First ‘work or lose your home’, now addicts are told treatment or sanctions!
geezer | 27.02.2008 20:34 | Sheffield
Govt announce plans linking benefits to drug rehab treatment
In another worrying sign that the Govt is intent on linking welfare entitlements and sanctions to behaviour, the Home Secretary Jaqui Smith is to announce plans for drug addicts to incur benefits sanction sunless they agree to treatment. Under the new programme, (part of a wider drug strategy) upto 50’000 problem drug users will face losing welfare benefit payments for up to six months if they consistently refuse or fail to participate in drug rehabilitation/treatment programmes, to be applied on the US style "three strikes and you're out" principle
However, commentators and experts have pointed out that addicts once in drug rehab programmes, do not actually receive incapacity benefit (IB), this goes to the treatment provider. Further, that user’s leading very chaotic lives will just increase the prevalence of crime to ‘feed their habit.
http://www.guardian.co.uk/society/2008/feb/27/drugsandalcohol
Work or lose your home?
http://politics.guardian.co.uk/homeaffairs/story/0,,2252761,00.html
This follows on from Housing Minister Caroline Flint’s proposal that unemployed council tenants should lose their homes if they fail to look for work. The Guardian notes that since the Welfare Reform Act (WRA) legislation was passed last year the payment of benefits can now be tied to new conditions about learning skills and seeking work. Although , much of the media and political commentators have dismissed this as ‘kiteflying’ and unworkable, a look at Chapter 5 of the latest Green Paper, Ready for Work: Full employment in our generation would indicate it is indeed a Gov’t aspiration:
‘These policies will strengthen the link between housing and employment support, particularly at the point of entry into social housing. Jobcentre Plus will play a key role in enhancing links with housing organisations, including exploring ways of providing access to employment information in housing offices and improving referral processes between housing and Jobcentre Plus services. We intend that pilots to test these approaches will begin in 2008.’
Swan says
Sanctions and conditionality are now clearly at the heart of this increasingly authoritarian Govts welfare reform programme and some of it certainly has an slight echo of the old Eastern Bloc Regimes. While noting that Swan are not experts on drug use, treatment programmes, etc, we think our basic principles stands here:
SWAN supports the principle of offering good quality support to claimants who feel ready to accept it. To us, the central issue is one of control. We cannot emphasise strongly enough the importance that many, many claimants attach to having tome to make life decisions and for pressure-free time in which to make a recovery, and the extreme stress and anxiety which they experience when this is threatened. SWAN believes that disabled people themselves are the best-placed people to decide on suitable programmes and work-related activities, to be undertaken at their own pace and at the right time.

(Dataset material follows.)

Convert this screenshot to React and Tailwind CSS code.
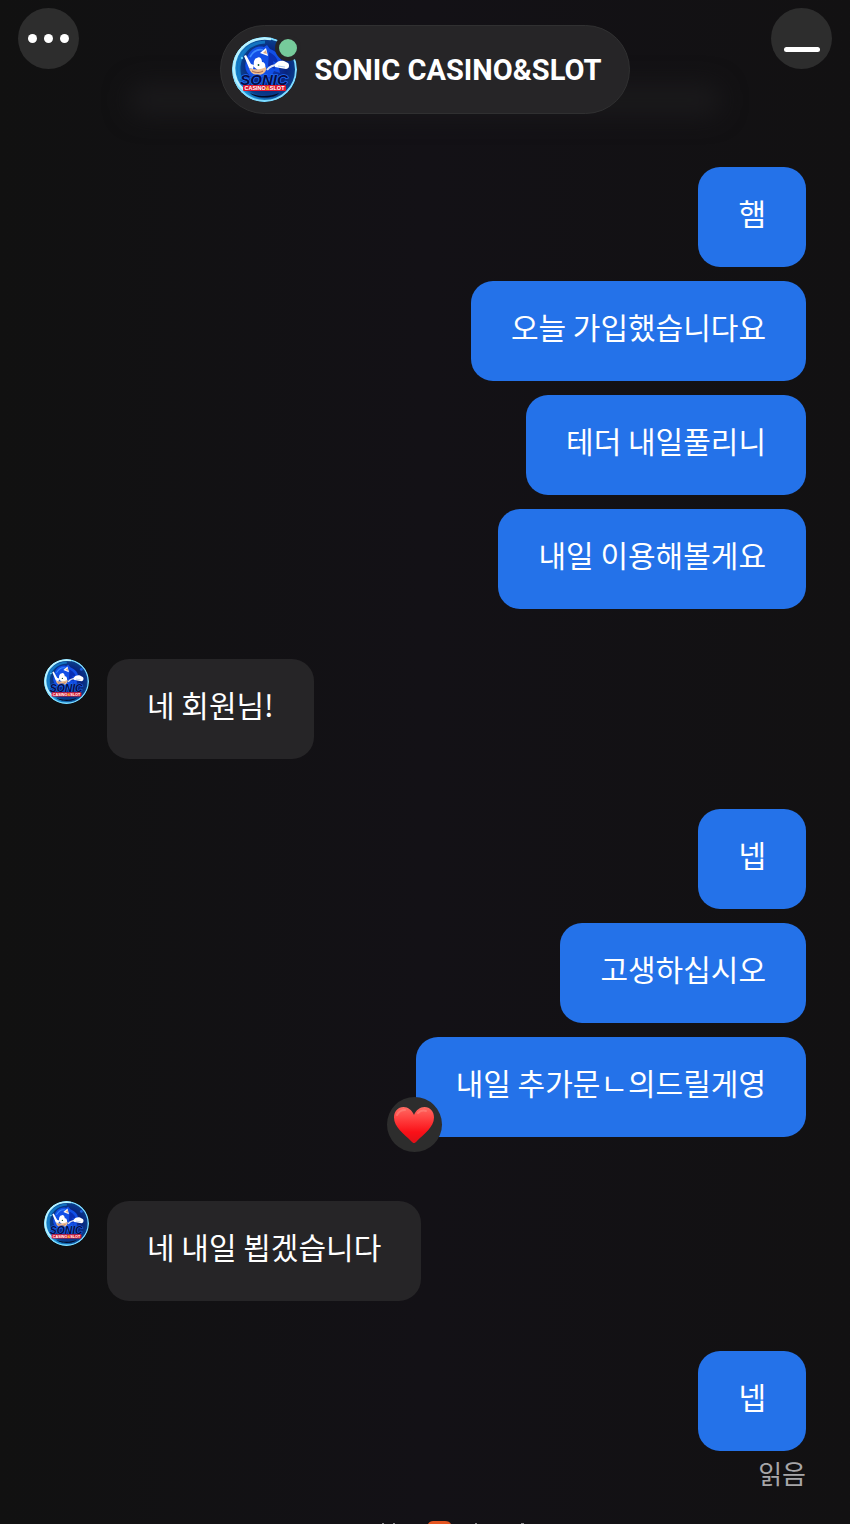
import { useId } from 'react';
import clsx from 'clsx';

const MESSAGE_GROUPS = [
  { id: 1, from: 'me', messages: [{ text: '햄' }, { text: '오늘 가입했습니다요' }, { text: '테더 내일풀리니' }, { text: '내일 이용해볼게요' }] },
  { id: 2, from: 'agent', messages: [{ text: '네 회원님!' }] },
  { id: 3, from: 'me', messages: [{ text: '넵' }, { text: '고생하십시오' }, { text: '내일 추가문ㄴ의드릴게영', liked: true }] },
  { id: 4, from: 'agent', messages: [{ text: '네 내일 뵙겠습니다' }] },
  { id: 5, from: 'me', messages: [{ text: '넵' }], read: true },
];

const Avatar = ({ className }) => {
  const id = useId();

  return (
    <svg viewBox="0 0 65 65" className={clsx('shrink-0', className)} role="img" aria-label="SONIC CASINO&SLOT">
      <defs>
        <radialGradient id={`${id}-bg`} cx="0.56" cy="0.48" r="0.56">
          <stop offset="0" stopColor="#0d3cc4" />
          <stop offset="0.5" stopColor="#08247e" />
          <stop offset="0.78" stopColor="#0a3f8c" />
          <stop offset="0.92" stopColor="#1f9be0" />
          <stop offset="1" stopColor="#b5f2ff" />
        </radialGradient>
        <clipPath id={`${id}-clip`}>
          <circle cx="32.5" cy="32.5" r="32.5" />
        </clipPath>
      </defs>
      <g clipPath={`url(#${id}-clip)`}>
        <circle cx="32.5" cy="32.5" r="32.5" fill={`url(#${id}-bg)`} />
        <circle cx="32.5" cy="32.5" r="31.5" fill="none" stroke="#7fdcff" strokeWidth="2" />
        <path d="M39 2C18-1 3 12 2 31c0 9 4 17 10 22" fill="none" stroke="#b9f2ff" strokeWidth="2.5" />
        <path d="M33 5C17 6 8 16 7 30c0 5 0 9 2 12" fill="none" stroke="#168bd9" strokeWidth="3" opacity="0.7" />
        <path d="M18 56c9 4 20 4 29 0-4 6-24 6-29 0Z" fill="#030b26" />
        <circle cx="54" cy="15" r="2" fill="#1d62df" />
        <circle cx="10" cy="21" r="1.2" fill="#65cdf5" />
        {/* Head and quills */}
        <path d="M14 24C16 13 24 8 32 10l3-2 3 4c8 3 12 9 12 17l-4-2 2 9-6-2-3 6H20c-6-4-8-9-6-16Z" fill="#124fe6" />
        <path d="M37 15c6 3 9 7 9 12l-5-3 2 8-7-3" fill="#0a2fb4" />
        <path d="M18 20c4-7 9-8 13-7" fill="none" stroke="#3c8aff" strokeWidth="1.6" />
        <path d="m28 16 6-5 2 8Z" fill="#fff" />
        <path d="m31 16 3-3 1 4Z" fill="#dba987" />
        {/* Face */}
        <path d="M22 30c-1-6 1-9 3-9 2-2 5 0 5 4 3 0 4 3 3 7l-6 2Z" fill="#fff" />
        <path d="M17 31c5 2 12 2 17-1 1 5-3 8-8 8-5 0-8-3-9-7Z" fill="#eebd91" />
        <path d="M20 34c4 2 8 2 11 0" fill="none" stroke="#8d4d3e" strokeWidth="0.8" />
        <circle cx="26.500" cy="28" r="0.9" fill="#0b572e" />
        {/* Gloves */}
        <path d="m12 19 2-1 5 9 3 1-1 4-4-1Z" fill="#fff" />
        <path d="M35 33c3-4 7-5 11-5" fill="none" stroke="#dfe4f2" strokeWidth="2" />
        <path d="M43 27c2-3 6-4 9-3l4 2c2 2 1 6-2 6l-6-1-5-1Z" fill="#fff" />
        <path d="m46 29 7 1" stroke="#9dbce9" strokeWidth="0.8" />
        {/* Wordmark */}
        <text
          x="32"
          y="48"
          textAnchor="middle"
          fontFamily="Liberation Sans, sans-serif"
          fontSize="15"
          fontWeight="700"
          fontStyle="italic"
          fill="#070b45"
          stroke="#1f6bf5"
          strokeWidth="1.6"
          paintOrder="stroke"
        >
          SONIC
        </text>
        <rect x="11" y="48" width="43" height="6" rx="1" fill="#dd1830" />
        <text x="32.5" y="53" textAnchor="middle" fontFamily="Liberation Sans, sans-serif" fontSize="5.5" fontWeight="700" fill="#fff">
          CASINO<tspan fill="#ffd437">&amp;</tspan>SLOT
        </text>
      </g>
    </svg>
  );
};

const HeartReaction = () => (
  <span className="absolute -bottom-[15px] -left-[29px] flex size-[55px] items-center justify-center rounded-full bg-[#2d2d2d]">
    <svg viewBox="0 0 40 36" className="w-10" role="img" aria-label="heart">
      <defs>
        <linearGradient id="heart-fill" x1="0" y1="0" x2="0" y2="1">
          <stop offset="0" stopColor="#ff6b63" />
          <stop offset="0.35" stopColor="#ff3d3d" />
          <stop offset="0.7" stopColor="#fa1018" />
          <stop offset="1" stopColor="#df1018" />
        </linearGradient>
      </defs>
      <path
        d="M20 8C18 3 14 0 9.500 0 4 0 0 4.500 0 10.500 0 20 10 27 17 34c1.500 1.500 2 2 3 2s1.500-.5 3-2c7-7 17-14 17-23.500C40 4.500 36 0 30.500 0 26 0 22 3 20 8Z"
        fill="url(#heart-fill)"
      />
      <path d="M3 8c2-4 5-5 8-5M24 6c2-2 5-3 8-2" fill="none" stroke="#ff9b91" strokeWidth="2" strokeLinecap="round" opacity="0.4" />
    </svg>
  </span>
);

const Bubble = ({ message, mine }) => (
  <div
    className={clsx(
      'relative rounded-[22px] px-10 pt-[23px] pb-[33px] text-[30px] leading-[44px] text-white',
      mine ? 'bg-[#2472e9]' : 'bg-[#262527]',
      message.liked && 'mb-3.5'
    )}
  >
    <p>{message.text}</p>
    {message.liked && <HeartReaction />}
  </div>
);

const MessageGroup = ({ group }) => {
  const mine = group.from === 'me';

  return (
    <section className={clsx('flex items-start gap-[18px]', mine && 'justify-end')}>
      {!mine && <Avatar className="size-[45px]" />}
      <div className={clsx('flex flex-col gap-3.5', mine ? 'items-end' : 'items-start')}>
        {group.messages.map((message) => (
          <Bubble key={message.text} message={message} mine={mine} />
        ))}
        {group.read && <span className="-mt-2.5 text-[26px] leading-9 text-[#a7a6a8]">읽음</span>}
      </div>
    </section>
  );
};

const ChatHeader = () => (
  <header className="relative flex items-start justify-between px-[18px] pt-2">
    <div className="absolute inset-x-32 top-[84px] h-8 rounded-full bg-[#1a191b] blur-md" />
    <button type="button" aria-label="Menu" className="flex size-[61px] items-center justify-center gap-[7px] rounded-full bg-[#2d2d2d]">
      <span className="size-[9px] rounded-full bg-white" />
      <span className="size-[9px] rounded-full bg-white" />
      <span className="size-[9px] rounded-full bg-white" />
    </button>
    <div className="relative mt-[17px] flex h-[89px] items-center gap-[18px] rounded-full border border-[#303031] bg-[#262527] pr-7 pl-[11px]">
      <div className="relative -mt-px">
        <Avatar className="size-[65px]" />
        <span className="absolute -top-0.5 -right-1 size-[26px] rounded-full border-4 border-[#262527] bg-[#76cb9b]" />
      </div>
      <h1 className="font-[Roboto,sans-serif] text-[29px] leading-9 font-bold whitespace-nowrap text-white">SONIC CASINO&amp;SLOT</h1>
    </div>
    <button type="button" aria-label="Minimize" className="flex size-[61px] items-end justify-center rounded-full bg-[#2d2d2d] pb-[17px]">
      <span className="h-[5px] w-9 rounded-sm bg-white" />
    </button>
  </header>
);

const App = () => (
  <div className="flex h-screen flex-col overflow-hidden bg-linear-to-r from-[#111111] via-[#131116] to-[#121112] font-['Noto_Sans_CJK_KR',sans-serif]">
    <ChatHeader />
    <main className="flex flex-1 flex-col gap-[50px] px-11 pt-[53px]">
      {MESSAGE_GROUPS.map((group) => (
        <MessageGroup key={group.id} group={group} />
      ))}
    </main>
    {/* Top edge of the branding line */}
    <footer className="flex h-[3px] justify-center">
      <svg viewBox="0 0 200 3" className="h-[3px] w-[200px]" aria-hidden="true">
        <path d="M103 3c1-2 3-3 5-3h12c3 0 5 1 6 3Z" fill="#e45521" />
        <path d="M57 2h2v1h-2ZM68 2h2v1h-2ZM150 2h2v1h-2ZM196 2h3v1h-3Z" fill="#8b8a8c" />
      </svg>
    </footer>
  </div>
);

export default App;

We would prefer a humane benefits system where the current mistrust and fear of the DWP is replaced by a genuine feeling of being supported. This will require some considerable work on the DWP’s part, and will certainly not be helped by the threat of sanctions. We believe that claimants will gladly accept good-quality support to return to work if they feel ready, and if this support is offered by agencies that they have no need to fear, and that this will entirely negate the “need” for sanctions.